Now, both Schickel and Doherty are right, but I fail to see how either point reflects poorly on online criticism. Schickel's contention with paper editors forcing critics to conform more to mass taste -- presumably because of the number of writers on the Internet who cater to more popular films -- is a statement on the decline of print criticism, not the medium of film analysis as a whole. Indeed, I cannot wrap my head around Doherty's idea that the Internet is somehow the "enemy" of print writers. As long as they get paid, do writers honestly give a damn if they're writing online? The paragraph only seems more confusing when, just above it, Doherty listed many of the boons of writing on blogs and Web sites. What critic wouldn't dream of writing without word limits? Who wouldn't love the ability to be able to post screencaps and video clips to back up claims about mise-en-scène or lighting or whatever, as Bordwell does in his essays? What true, passionate film critic wouldn't jump at the chance to talk more about film and to use the freedom of the blog to write about films outside the multiplex, on foreign films, independent cinema and old, forgotten favorites? One need only look at the blogs run by accepted critics -- Ebert, Bordwell, Rosenbaum, Glenn Kenny -- to see how these writers can be so much more perceptive and thorough with the advantage of the Internet.
I suppose that this post, by nature of its subject, must seem self-defensive, but I do not lump myself in with print critics nor high-profile Web-based critics such as Dennis Cozzalio. That's part of what I find so tedious about the sweeping generalizations made about online critics: it is accepted as fact that anyone with a blog has a Napoleon complex and thinks himself the equal of any certified critic. I use this blog as a means to develop writing and critical skills in the hope that, one day, I can confidently call myself a true critic. I am not on the level of Cozzalio, Ed Howard, Jason Bellamy and a number of other online writers I would not hesitate to call critics, just as I am not a mercurial spaz who alternates between cheerleading and trolling depending on how much swag I got from a film's producers. There are divisions in online criticism, countless ones due to the nature of the freedom and possibility afforded to us; likewise, it's foolhardy to align all of the print critics together as if to face the darkness as one. Pete Hammond does not deserve to be mentioned in the same breath as Roger Ebert, who cannot be compared to someone like J. Hoberman except in terms of how they differ.
A lovely counterpoint to the whinging of Schickel and Doherty came in the form of Roger Ebert's return to television on Tuesday to premiere his new computerized voice, modeled to sound like his by splicing audio from his DVD commentaries and his old T.V. spots.
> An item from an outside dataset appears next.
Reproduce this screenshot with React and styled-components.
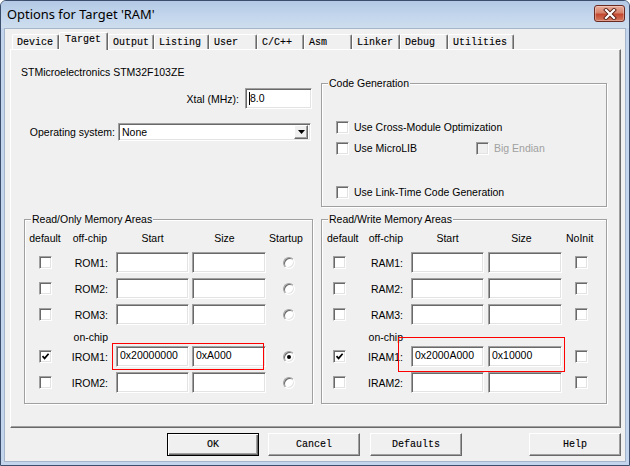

Perhaps I'm stretching the importance of this because seeing Roger again was such a heartbreaking yet uplifting experience, but the vision of Roger, who's had to struggle through actual problems and undergone countless surgeries and near-death scenarios, coming on T.V. to re-affirm his joie de vivre and his love for his family and his job is a burning ray of sunshine in the depressive shit propounded this week. Even if we set aside Roger's relationship with his wife, Chaz, which is beyond heartwarming and worthy of its own consideration but not relevant to this discussion, the fact that Ebert still gets out of bed every day and not only still goes to work but absolutely loves his profession, as opposed to Schickel who now bites the hand that feeds out of pettiness, should inspire not only critics but everyone who searches for a dream job. In Ebert, we have the perfect image of cinephilia and the true worth of the critic: a critic doesn't go to the movies to feed a need to feel superior despite never making one's own art (as if eloquent criticism is not itself an art). Critics go to the movies because they love to do so, and they love to talk to people about movies. And that kind of enthusiasm can never die.